Krug’s reading speaks a lot to my redesign of IRCTC – the Indian Railways Site for Ticket booking. There are decisions I could have taken as a designer, but didn’t and instead played safe.
It boggles my mind (as well as others in the class) how the makers of IRCTC website collected a whole bunch of information for the website, made decisions to post it/include in the site and continue to have it. For one, no one is going to read the article about the History of IRCTC. Like Krug mentions, people are on a mission. As a user I log on to IRCTC to book my train ticket, where every minute counts, and once I successfully book the ticket, I wish to close the browser tab and get back to work. It’s as simple as that.
We as designers, sometimes do believe that all the content we create is useful to the user and ought to be included in the website.

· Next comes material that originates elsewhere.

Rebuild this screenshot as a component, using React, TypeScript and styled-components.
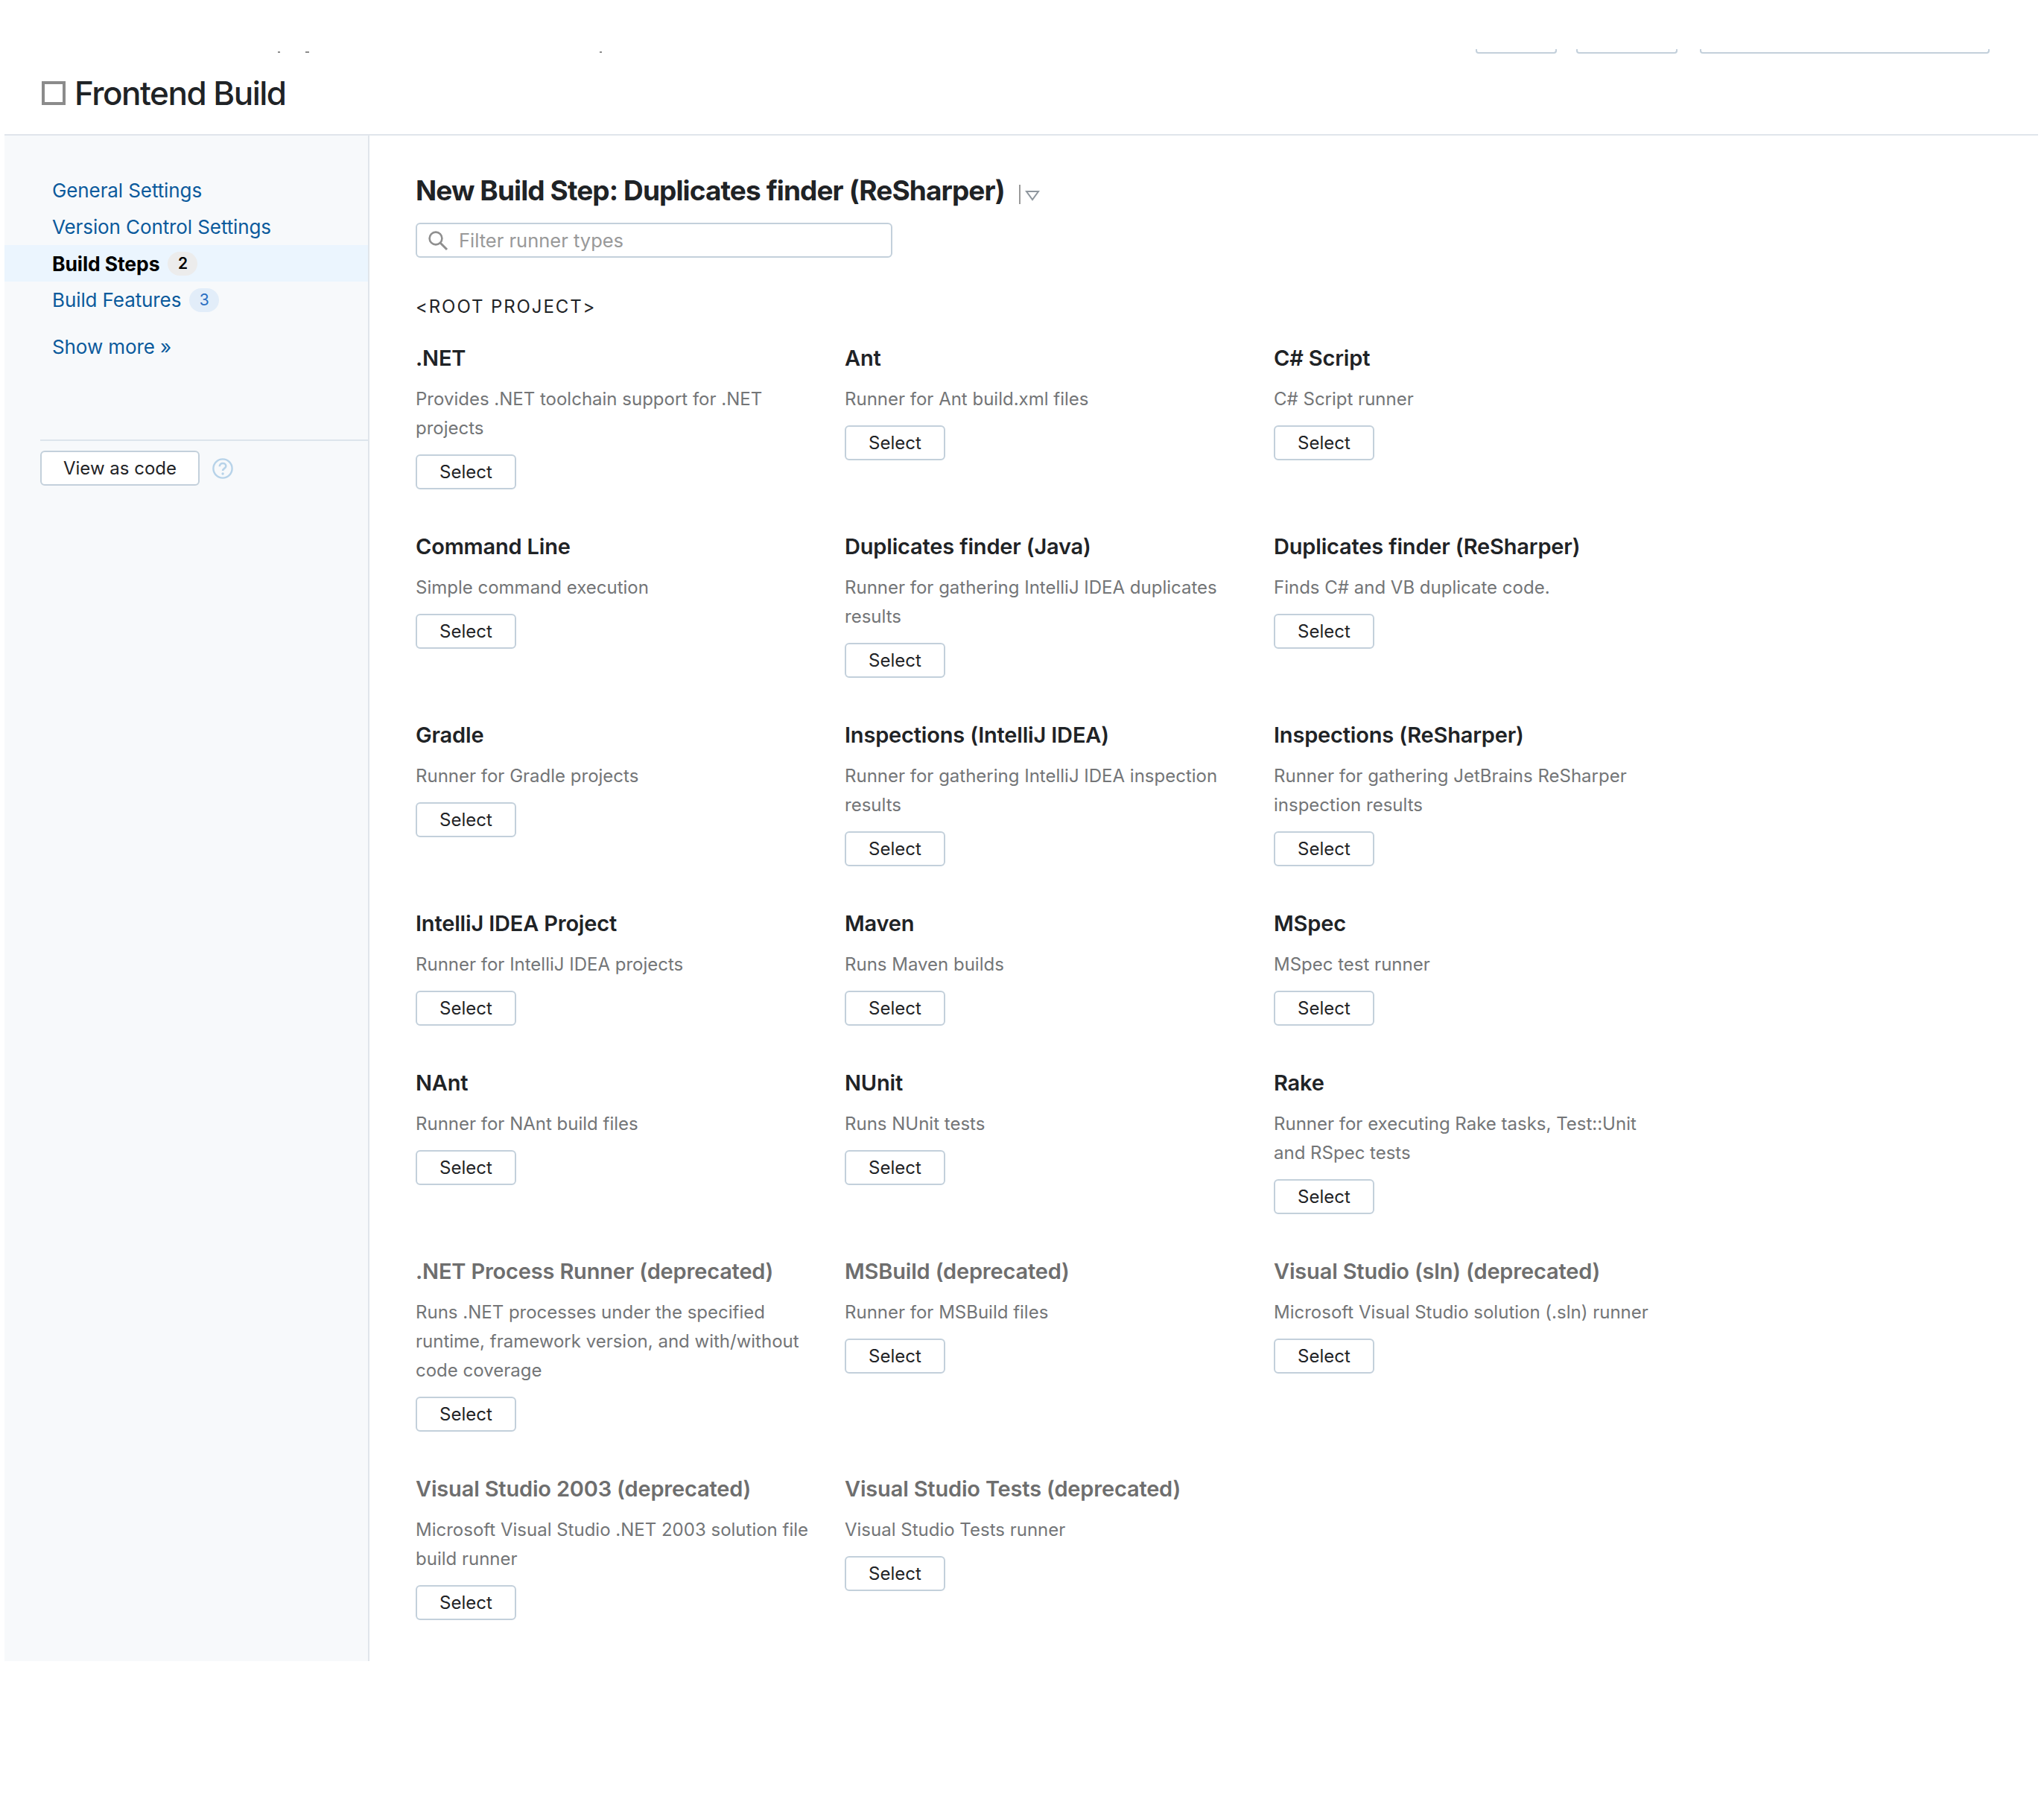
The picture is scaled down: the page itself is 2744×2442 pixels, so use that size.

For my project, I solely focussed on organizing the information present in the site, while I could have in a rash and bold way, come up with a rationale to trash 75% of the website, which contain static content that a user may never want to visit.
In spite of providing a familiar navigational content in my redesign, I still feel that info could be lost, considering the range of audience the site receives. I turned the Scrolling Alerts into a page called News and Updates. It seemed like the most logical thing to do. But who is going to navigate to the News and Updates section on a Ticket booking website.
I believe, though organizing content in itself a hard task sometimes, it’s even harder to decide what to keep and what to discard. A strong will combined with user stories would provide a good rationale to a designer to defend one’s decision and put it forth towards the client.